▸ Directive
Skip any picture you find and retype all the remaining lines exactly.

▼▼▼

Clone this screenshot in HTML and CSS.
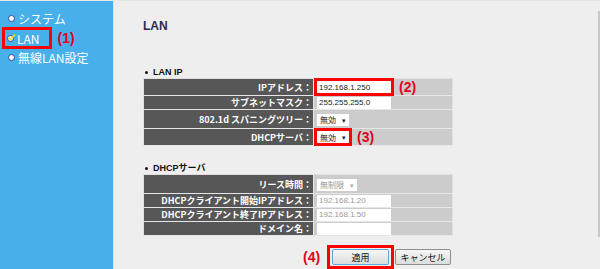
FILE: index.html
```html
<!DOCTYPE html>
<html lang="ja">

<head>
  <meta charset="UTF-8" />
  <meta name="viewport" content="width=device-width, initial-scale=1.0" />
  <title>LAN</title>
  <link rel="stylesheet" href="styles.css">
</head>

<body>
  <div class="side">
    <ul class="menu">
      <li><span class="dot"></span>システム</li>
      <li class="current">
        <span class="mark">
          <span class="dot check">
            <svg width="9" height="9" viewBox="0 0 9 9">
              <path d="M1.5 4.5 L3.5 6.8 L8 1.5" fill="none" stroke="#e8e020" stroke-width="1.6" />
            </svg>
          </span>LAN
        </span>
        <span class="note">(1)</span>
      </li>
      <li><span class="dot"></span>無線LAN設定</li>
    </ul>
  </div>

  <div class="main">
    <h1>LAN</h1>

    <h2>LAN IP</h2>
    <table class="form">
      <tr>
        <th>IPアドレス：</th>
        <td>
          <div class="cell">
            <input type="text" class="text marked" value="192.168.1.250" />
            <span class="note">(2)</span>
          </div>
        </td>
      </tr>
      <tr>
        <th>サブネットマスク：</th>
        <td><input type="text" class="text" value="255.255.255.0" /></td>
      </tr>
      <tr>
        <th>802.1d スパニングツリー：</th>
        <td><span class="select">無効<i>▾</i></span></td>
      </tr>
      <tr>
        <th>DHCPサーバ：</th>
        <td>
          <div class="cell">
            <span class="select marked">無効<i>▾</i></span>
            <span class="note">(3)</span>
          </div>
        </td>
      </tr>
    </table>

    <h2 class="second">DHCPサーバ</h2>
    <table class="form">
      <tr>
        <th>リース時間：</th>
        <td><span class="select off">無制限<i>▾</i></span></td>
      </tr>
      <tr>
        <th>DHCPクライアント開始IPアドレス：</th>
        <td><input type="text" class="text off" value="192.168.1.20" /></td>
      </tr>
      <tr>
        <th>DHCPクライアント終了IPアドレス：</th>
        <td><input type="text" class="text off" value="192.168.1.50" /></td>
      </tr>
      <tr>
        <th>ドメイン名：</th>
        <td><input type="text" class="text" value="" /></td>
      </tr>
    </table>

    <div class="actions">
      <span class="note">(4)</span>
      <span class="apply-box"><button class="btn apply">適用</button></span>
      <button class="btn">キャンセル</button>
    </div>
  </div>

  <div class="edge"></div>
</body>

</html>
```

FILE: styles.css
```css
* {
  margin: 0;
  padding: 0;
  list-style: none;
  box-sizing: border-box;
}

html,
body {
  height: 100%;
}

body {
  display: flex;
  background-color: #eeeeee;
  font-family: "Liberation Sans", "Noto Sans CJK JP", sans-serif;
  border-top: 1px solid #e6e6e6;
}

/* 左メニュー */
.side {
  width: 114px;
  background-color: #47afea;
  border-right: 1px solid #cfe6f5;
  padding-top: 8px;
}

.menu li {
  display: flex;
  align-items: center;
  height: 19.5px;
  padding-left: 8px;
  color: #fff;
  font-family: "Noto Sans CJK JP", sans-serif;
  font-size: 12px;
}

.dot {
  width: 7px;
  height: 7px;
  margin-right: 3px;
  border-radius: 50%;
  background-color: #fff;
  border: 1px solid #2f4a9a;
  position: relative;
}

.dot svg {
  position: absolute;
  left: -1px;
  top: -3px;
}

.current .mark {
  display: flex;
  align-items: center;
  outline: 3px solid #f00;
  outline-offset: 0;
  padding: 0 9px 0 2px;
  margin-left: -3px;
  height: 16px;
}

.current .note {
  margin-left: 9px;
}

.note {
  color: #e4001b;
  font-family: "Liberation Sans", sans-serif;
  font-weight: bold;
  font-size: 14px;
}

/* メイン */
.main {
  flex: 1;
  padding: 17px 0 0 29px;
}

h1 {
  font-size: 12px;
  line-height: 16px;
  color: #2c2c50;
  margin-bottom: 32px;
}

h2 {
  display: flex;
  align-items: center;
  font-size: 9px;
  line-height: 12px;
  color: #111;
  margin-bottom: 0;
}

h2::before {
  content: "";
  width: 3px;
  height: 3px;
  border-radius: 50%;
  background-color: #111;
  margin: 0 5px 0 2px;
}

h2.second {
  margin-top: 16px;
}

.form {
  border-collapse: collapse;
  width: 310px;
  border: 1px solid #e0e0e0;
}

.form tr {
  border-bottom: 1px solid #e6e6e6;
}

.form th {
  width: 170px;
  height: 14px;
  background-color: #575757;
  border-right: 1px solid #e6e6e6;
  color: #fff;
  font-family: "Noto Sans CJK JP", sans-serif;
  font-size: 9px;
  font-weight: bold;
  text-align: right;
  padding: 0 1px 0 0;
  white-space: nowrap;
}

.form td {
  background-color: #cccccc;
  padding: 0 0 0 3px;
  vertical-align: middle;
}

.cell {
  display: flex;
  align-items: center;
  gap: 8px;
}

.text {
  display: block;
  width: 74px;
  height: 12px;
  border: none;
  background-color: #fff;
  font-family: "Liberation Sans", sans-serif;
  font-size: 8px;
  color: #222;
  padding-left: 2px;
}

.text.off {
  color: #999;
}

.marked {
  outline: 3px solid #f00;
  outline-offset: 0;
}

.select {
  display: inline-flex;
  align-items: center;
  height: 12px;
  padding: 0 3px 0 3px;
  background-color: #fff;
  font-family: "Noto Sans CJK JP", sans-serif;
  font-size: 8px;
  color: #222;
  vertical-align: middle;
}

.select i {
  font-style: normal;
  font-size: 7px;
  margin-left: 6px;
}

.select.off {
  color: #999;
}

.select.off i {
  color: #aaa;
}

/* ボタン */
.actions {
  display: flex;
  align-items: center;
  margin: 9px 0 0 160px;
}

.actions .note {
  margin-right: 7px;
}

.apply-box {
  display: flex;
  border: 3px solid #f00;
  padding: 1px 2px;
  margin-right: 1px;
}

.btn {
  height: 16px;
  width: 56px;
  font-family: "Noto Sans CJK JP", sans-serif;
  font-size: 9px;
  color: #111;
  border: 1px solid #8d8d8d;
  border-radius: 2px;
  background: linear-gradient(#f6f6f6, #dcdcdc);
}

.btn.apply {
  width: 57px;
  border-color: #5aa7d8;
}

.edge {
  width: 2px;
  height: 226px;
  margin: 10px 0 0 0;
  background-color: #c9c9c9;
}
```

▲▲▲

▸ Answer below
Clone this screenshot in HTML and CSS.
FILE: index.html
```html
<!DOCTYPE html>
<html lang="ja">

<head>
  <meta charset="UTF-8" />
  <meta name="viewport" content="width=device-width, initial-scale=1.0" />
  <title>LAN</title>
  <link rel="stylesheet" href="styles.css">
</head>

<body>
  <div class="side">
    <ul class="menu">
      <li><span class="dot"></span>システム</li>
      <li class="current">
        <span class="mark">
          <span class="dot check">
            <svg width="9" height="9" viewBox="0 0 9 9">
              <path d="M1.5 4.5 L3.5 6.8 L8 1.5" fill="none" stroke="#e8e020" stroke-width="1.6" />
            </svg>
          </span>LAN
        </span>
        <span class="note">(1)</span>
      </li>
      <li><span class="dot"></span>無線LAN設定</li>
    </ul>
  </div>

  <div class="main">
    <h1>LAN</h1>

    <h2>LAN IP</h2>
    <table class="form">
      <tr>
        <th>IPアドレス：</th>
        <td>
          <div class="cell">
            <input type="text" class="text marked" value="192.168.1.250" />
            <span class="note">(2)</span>
          </div>
        </td>
      </tr>
      <tr>
        <th>サブネットマスク：</th>
        <td><input type="text" class="text" value="255.255.255.0" /></td>
      </tr>
      <tr>
        <th>802.1d スパニングツリー：</th>
        <td><span class="select">無効<i>▾</i></span></td>
      </tr>
      <tr>
        <th>DHCPサーバ：</th>
        <td>
          <div class="cell">
            <span class="select marked">無効<i>▾</i></span>
            <span class="note">(3)</span>
          </div>
        </td>
      </tr>
    </table>

    <h2 class="second">DHCPサーバ</h2>
    <table class="form">
      <tr>
        <th>リース時間：</th>
        <td><span class="select off">無制限<i>▾</i></span></td>
      </tr>
      <tr>
        <th>DHCPクライアント開始IPアドレス：</th>
        <td><input type="text" class="text off" value="192.168.1.20" /></td>
      </tr>
      <tr>
        <th>DHCPクライアント終了IPアドレス：</th>
        <td><input type="text" class="text off" value="192.168.1.50" /></td>
      </tr>
      <tr>
        <th>ドメイン名：</th>
        <td><input type="text" class="text" value="" /></td>
      </tr>
    </table>

    <div class="actions">
      <span class="note">(4)</span>
      <span class="apply-box"><button class="btn apply">適用</button></span>
      <button class="btn">キャンセル</button>
    </div>
  </div>

  <div class="edge"></div>
</body>

</html>
```

FILE: styles.css
```css
* {
  margin: 0;
  padding: 0;
  list-style: none;
  box-sizing: border-box;
}

html,
body {
  height: 100%;
}

body {
  display: flex;
  background-color: #eeeeee;
  font-family: "Liberation Sans", "Noto Sans CJK JP", sans-serif;
  border-top: 1px solid #e6e6e6;
}

/* 左メニュー */
.side {
  width: 114px;
  background-color: #47afea;
  border-right: 1px solid #cfe6f5;
  padding-top: 8px;
}

.menu li {
  display: flex;
  align-items: center;
  height: 19.5px;
  padding-left: 8px;
  color: #fff;
  font-family: "Noto Sans CJK JP", sans-serif;
  font-size: 12px;
}

.dot {
  width: 7px;
  height: 7px;
  margin-right: 3px;
  border-radius: 50%;
  background-color: #fff;
  border: 1px solid #2f4a9a;
  position: relative;
}

.dot svg {
  position: absolute;
  left: -1px;
  top: -3px;
}

.current .mark {
  display: flex;
  align-items: center;
  outline: 3px solid #f00;
  outline-offset: 0;
  padding: 0 9px 0 2px;
  margin-left: -3px;
  height: 16px;
}

.current .note {
  margin-left: 9px;
}

.note {
  color: #e4001b;
  font-family: "Liberation Sans", sans-serif;
  font-weight: bold;
  font-size: 14px;
}

/* メイン */
.main {
  flex: 1;
  padding: 17px 0 0 29px;
}

h1 {
  font-size: 12px;
  line-height: 16px;
  color: #2c2c50;
  margin-bottom: 32px;
}

h2 {
  display: flex;
  align-items: center;
  font-size: 9px;
  line-height: 12px;
  color: #111;
  margin-bottom: 0;
}

h2::before {
  content: "";
  width: 3px;
  height: 3px;
  border-radius: 50%;
  background-color: #111;
  margin: 0 5px 0 2px;
}

h2.second {
  margin-top: 16px;
}

.form {
  border-collapse: collapse;
  width: 310px;
  border: 1px solid #e0e0e0;
}

.form tr {
  border-bottom: 1px solid #e6e6e6;
}

.form th {
  width: 170px;
  height: 14px;
  background-color: #575757;
  border-right: 1px solid #e6e6e6;
  color: #fff;
  font-family: "Noto Sans CJK JP", sans-serif;
  font-size: 9px;
  font-weight: bold;
  text-align: right;
  padding: 0 1px 0 0;
  white-space: nowrap;
}

.form td {
  background-color: #cccccc;
  padding: 0 0 0 3px;
  vertical-align: middle;
}

.cell {
  display: flex;
  align-items: center;
  gap: 8px;
}

.text {
  display: block;
  width: 74px;
  height: 12px;
  border: none;
  background-color: #fff;
  font-family: "Liberation Sans", sans-serif;
  font-size: 8px;
  color: #222;
  padding-left: 2px;
}

.text.off {
  color: #999;
}

.marked {
  outline: 3px solid #f00;
  outline-offset: 0;
}

.select {
  display: inline-flex;
  align-items: center;
  height: 12px;
  padding: 0 3px 0 3px;
  background-color: #fff;
  font-family: "Noto Sans CJK JP", sans-serif;
  font-size: 8px;
  color: #222;
  vertical-align: middle;
}

.select i {
  font-style: normal;
  font-size: 7px;
  margin-left: 6px;
}

.select.off {
  color: #999;
}

.select.off i {
  color: #aaa;
}

/* ボタン */
.actions {
  display: flex;
  align-items: center;
  margin: 9px 0 0 160px;
}

.actions .note {
  margin-right: 7px;
}

.apply-box {
  display: flex;
  border: 3px solid #f00;
  padding: 1px 2px;
  margin-right: 1px;
}

.btn {
  height: 16px;
  width: 56px;
  font-family: "Noto Sans CJK JP", sans-serif;
  font-size: 9px;
  color: #111;
  border: 1px solid #8d8d8d;
  border-radius: 2px;
  background: linear-gradient(#f6f6f6, #dcdcdc);
}

.btn.apply {
  width: 57px;
  border-color: #5aa7d8;
}

.edge {
  width: 2px;
  height: 226px;
  margin: 10px 0 0 0;
  background-color: #c9c9c9;
}
```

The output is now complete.